La Société Cortix produit aux débats un courrier du 1er août 2007 avisant Mme M. de l'ouverture de l'espace d'hébergement et de la page d'information de son site dont l'adresse est précisée.
Ce même courrier lui annonce la création et le référencement de son site.
Elle produit également le certificat d'enregistrement du nom de domaine, et l'édition de la page d'accueil du site « PAT C'OUAF comportementaliste ».
Par courrier du 23 août 2007, la société Cortix a confirmé à Mme M. la mise en ligne de son site et l'a avisée de la procédure à suivre pour le modifier dans un délai de 15 jours.
Un identifiant et un mot de passe lui ont été transmis.
La Société Cortix produit également aux débats un état des référencements du site sur différents moteurs de recherche.
Ces éléments démontrent que la société Cortix a rempli ses obligations.
Mme M., qui n'a sollicité aucune modification du site créé, ne peut en outre utilement se prévaloir de ce qu'il ne correspondait pas à ses attentes.
La résiliation du contrat aux torts de la société Cortix n'est donc pas encourue.
Mme M. ayant cessé de régler les échéances du contrat à compter du mois de février 2008, la société Parfip cessionnaire du contrat l'a mise en demeure de régler les sommes lui restant dues en exécution de l'article 16-3 des conditions générales, après résiliation du contrat pour non paiement.
Ces dispositions contractuelles doivent recevoir application.
Le jugement mérite donc d'être confirmé en ce qu'il a condamné Mme M. à payer à la Société Parfip France la somme de 5.801,80 euros aux intérêts au taux légal à compter du 15 mars 2008.
En revanche, il n'apparaît pas inéquitable que la société Cortix et les organes de la procédure de sauvegarde la concernant, ainsi que la Société Parfip France supportent les frais non compris dans les dépens engagés sur la procédure tant en première instance qu'en cause d'appel, les demandes fondées sur l’article 700 du code de procédure civile seront donc rejetées.
S'agissant de la demande de délais de paiement présentée par Mme M., il sera relevé que la modicité de ses revenus ne permet pas d'envisager de mettre en place un échéancier dans le délai légal fixé par l’article 1244-1 du code civil. Il ne peut dans ces conditions être fait droit à sa demande, sa situation paraissant relever d'une procédure de traitement du surendettement.
DISPOSITIF (décision proprement dite) (N.B. : mention ne figurant pas sur l’original)
PAR CES MOTIFS :
Confirme le jugement entrepris sauf en ce qu'il a condamné Mme M. à verser à la Société Parfip France et à la Société Cortix une somme de 500 euros chacune au titre de l’article 700 du code de procédure civile.

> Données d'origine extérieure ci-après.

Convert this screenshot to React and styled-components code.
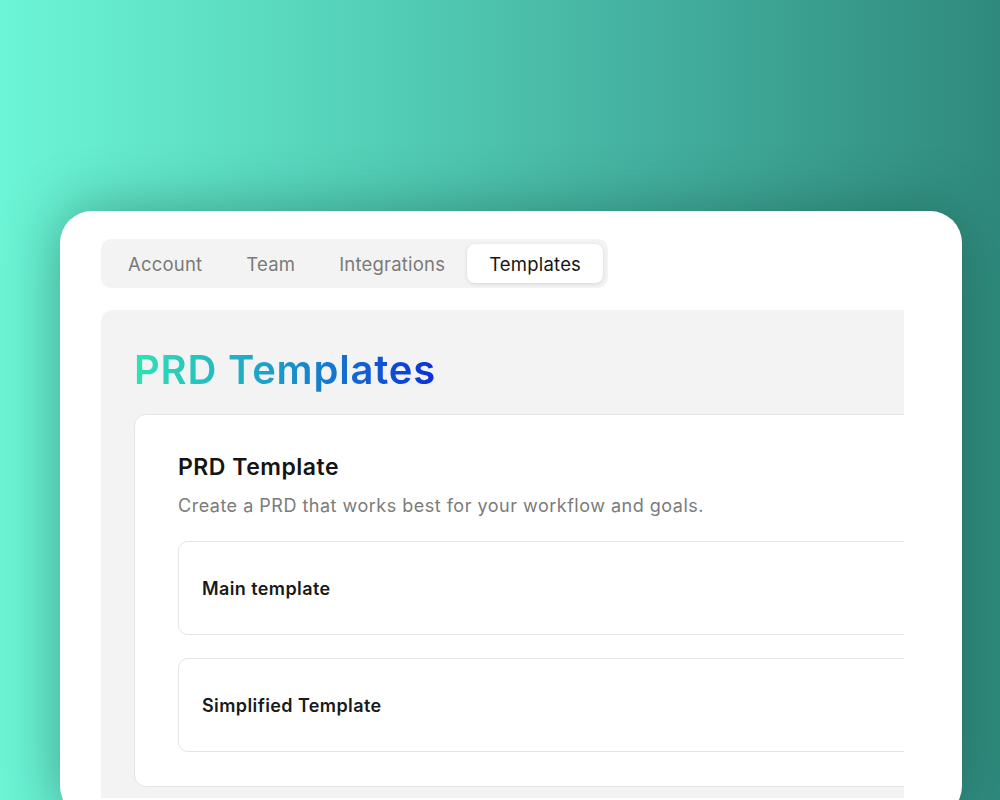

Et statuant à nouveau de ces chefs.
Déboute la Société Cortix, Maître S. ès qualités d'administrateur de la Société Cortix et Maître M. P. ès qualités de mandataire judiciaire de la Société Cortix de leurs demandes fondées sur l’article 700 du code de procédure civile.
Déboute la société Parfip France de sa demande d'indemnité fondée sur l’article 700 du code de procédure civile.
Déboute Mme M. de sa demande de délai de paiement.
Condamne Mme M. aux dépens qui seront recouvrés conformément aux dispositions de l’article 699 du code de procédure civile.